Si Koltès signe le texte du lieu où il l’a écrit (de son mythe plutôt), c’est bien pour souligner combien en celui-ci s’est densifiée l’expérience du voyage dans ces terres où la langue n’est plus une donnée première de la communication, mais l’espace souple et réinventé sans cesse d’une rencontre qui se produit dans les intersections du terrain d’entente : un champ de possibles et de conflits, un champ où l’amour (terme final de l’énumération), c’est-à-dire l’accord quasi indicible dont la réalité dépasse toute nomination, s’arrache dans l’inconnu fondamental et essentiel de ces langues, dans l’inouï que laissent entendre des langues dont le nom même semble inconnu.

Dans les hôtels de ce bout du monde, Koltès fait l’expérience ultime non pas du dépaysement qui établit le monde dans un ici et maintenant aux coutumes autres, reconnaissables comme autres, mais dans une concentration du monde, précipités des réalités toutes agglomérées. Ce n’est pas le folklore que cherche à rencontrer Koltès, mais son envers : quelque chose qui tient à la fois de Babel et de la Bibliothèque, un entrecroisement de langue et de corps qui désirent moins à parler une langue que parler la langue de l’autre pour se faire entendre, dès lors la langue qui se parle devient une langue autre, l’autre langue qui n’appartient à personne et n’existe seulement quand il s’agit de parler avec l’autre, de la parler avec l’autre.

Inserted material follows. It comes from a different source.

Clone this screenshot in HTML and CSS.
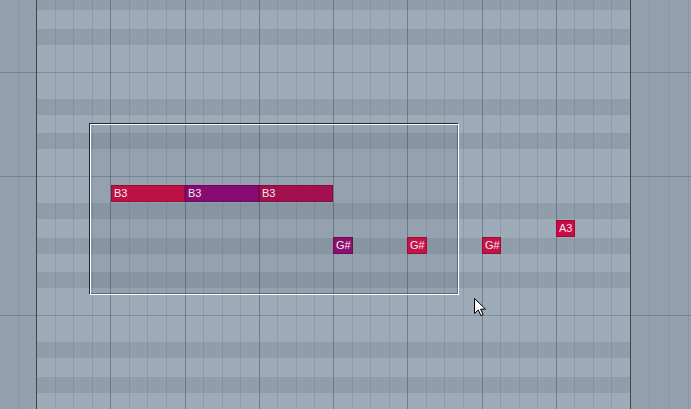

L’interjection est anglaise (celle de Shakespeare ?), la colère est russe (souvenirs de Dostoïevski) et le secret Yiddish (celui qui crypte la parole sacrée), comme le bain est naturellement turc et le chaste et sage baiser hindou : point de condensation des lieux où la langue se retourne soit en signe transparent de l’identité, soit en altération radicale de son origine pour s’inventer ailleurs — et si le français est complément, c’est peut-être parce que revient à la langue de l’auteur le rôle d’ajouter à ce maelström de vies une destination qui serait le livre, celui qui ne s’écrira jamais. Car des douze nouvelles rêvées, seules deux sont écrites. Devant lui, le projet qui s’ouvre est plus vaste encore ; au bord du lac Attiltàn : Combat de nègre et de chiens, le chantier, commence vraiment.